A would never recommend a school doing testing... A school isn't going to guarantee that the place will be quiet and that the test can be done with out some phone ringing or someone dropping in, any of those things can easily happen and easily throw a kids' concentration.
That's an odd generalization.
Second problem is suppose your child has a bad day, isn't feeling well or whatever... if that happens the day they are taking the test you just put a low score in the child's permanent record and with no child left behind policies their is no guarantee that it wont be available to every teacher the child has until they graduate. It will also be a problem if you later test him by a private place and he tests gifted... now the school has a gifted score and a non-gifted score... which will they use? Some might use the higher score, others that already have as many kids in the gifted program that they want will see the low score as a good way to keep him/her out.

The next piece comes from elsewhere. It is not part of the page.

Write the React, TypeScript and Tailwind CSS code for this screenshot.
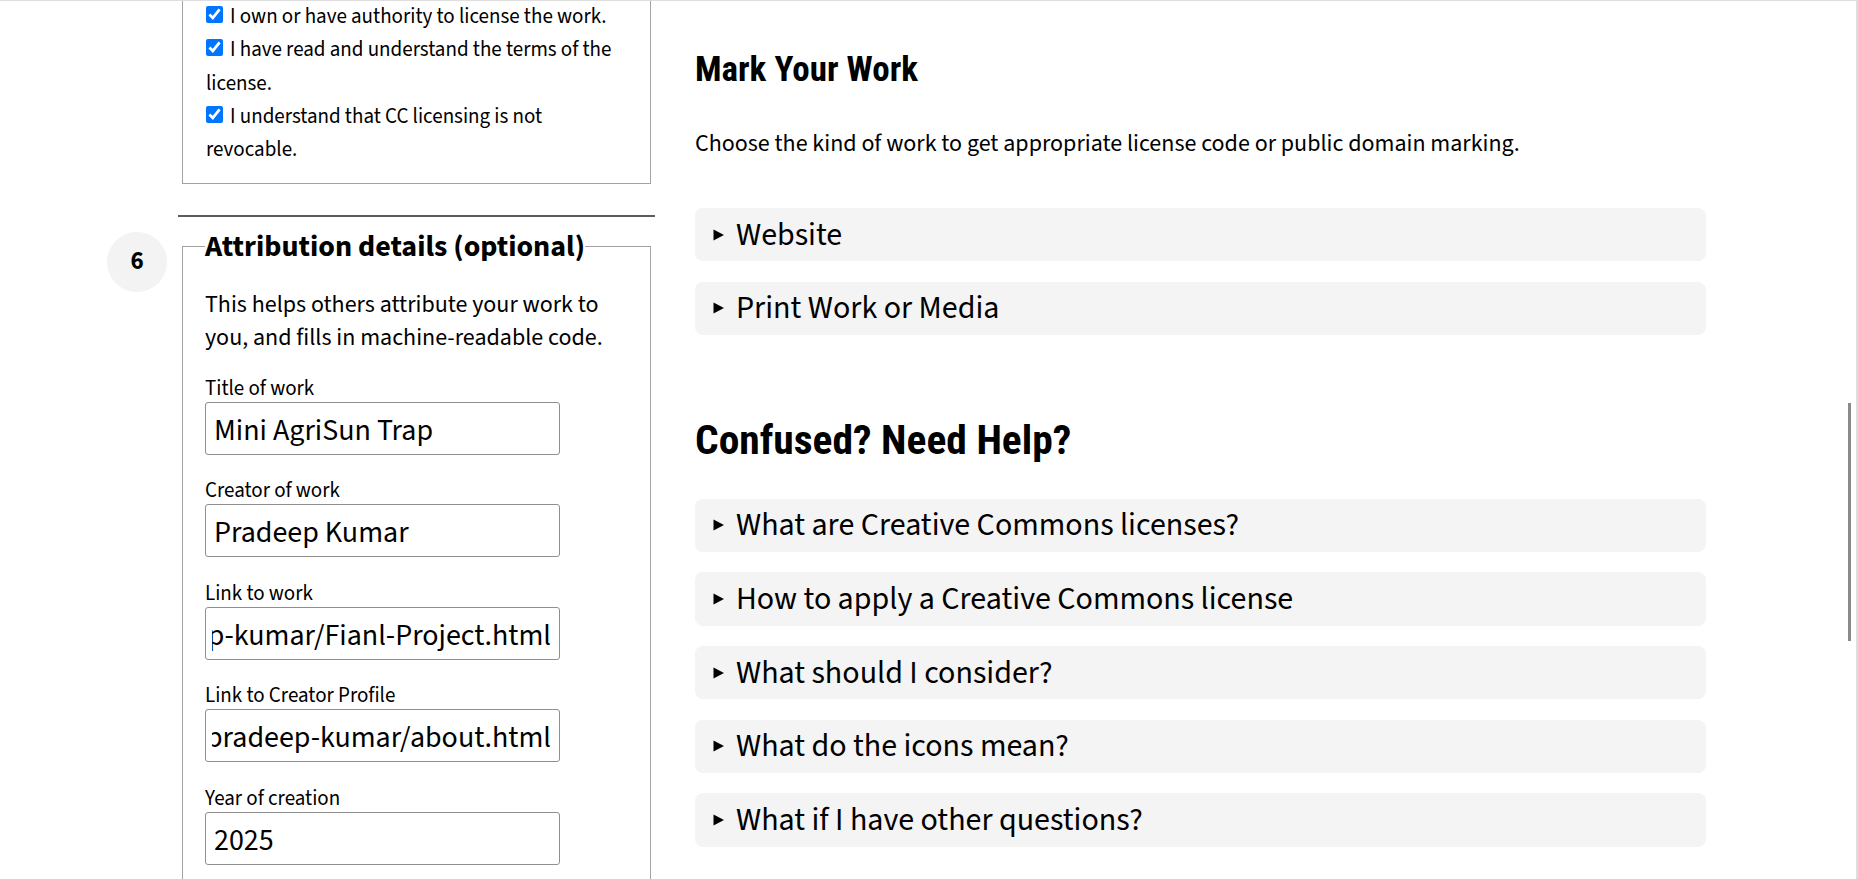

My district's only limitation is that you can't re-screen a kid for giftedness for a full calendar year from the date of the last test. If the child re-tests later and scores much higher, that's the test they'll consider valid.
If you do the private testing you control the test results not the government funded school.
And here you've accidentally described one of the benefits of school testing... because the school will tend to view private results, especially where they're not familiar with the tester, with a bit of suspicion, since private testers do have a financial incentive to provide the results that the parents expect. When the testing is completed by the school, they trust their results.